Fire-proofing should be ‘done at a community-scale.’
Right now, the fire department offers two kinds of assessments. The first, a curbside assessment, looks at a home’s risk from nearby streets and open space. Kept on a public facing website, homeowners can get an initial take on where their house stands on a green to red risk scale. This curbside assessment also acts as intel for the fire department should a wildfire ignite near a neighborhood, offering insight into at-risk houses beforehand.
The second option is a detailed assessment, where homeowners can schedule a walkthrough (through the aforementioned website) with a fire department representative to understand where their property is most vulnerable and the steps they can take to “home-harden.” This includes building with non-combustible materials and zero-scaping so there’s no shrubbery to burn near their house.
“Most folks are pretty well-educated on what needs to happen,” Oliver said. “The gap is in what their neighbors are doing.”
You can utilize every fire-proofing technique on your property, but if your neighbor’s house catches fire, the radiant heat and embers generated are going to render your efforts futile. “[Fire-proofing] really needs to be done at a community scale,” Oliver said.

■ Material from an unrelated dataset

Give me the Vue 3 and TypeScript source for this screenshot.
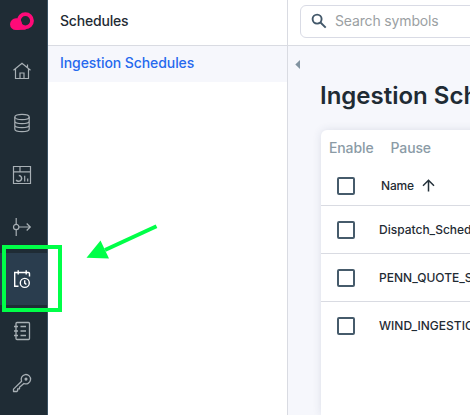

And as the population continues to grow and people continue building farther into the woods, community fire mitigation is only going to become more important.
“Fire is not a problem we can solve,” Oliver said. “There’s always going to be lightening or careless people. Fires are going to continue to start and grow.
“[The community] can’t rely on Open Space to do all the mitigation work, or rely on the fire department to come and put the fire out every time. They have to be prepared for the eventuality of fire.”
Community members also need to have an evacuation plan, and realize that despite their best efforts, the fire department might not be able to save their home.
“In an ecosystem that requires it, when Mother Nature decides she wants that ecosystem to burn, she’ll find a way.”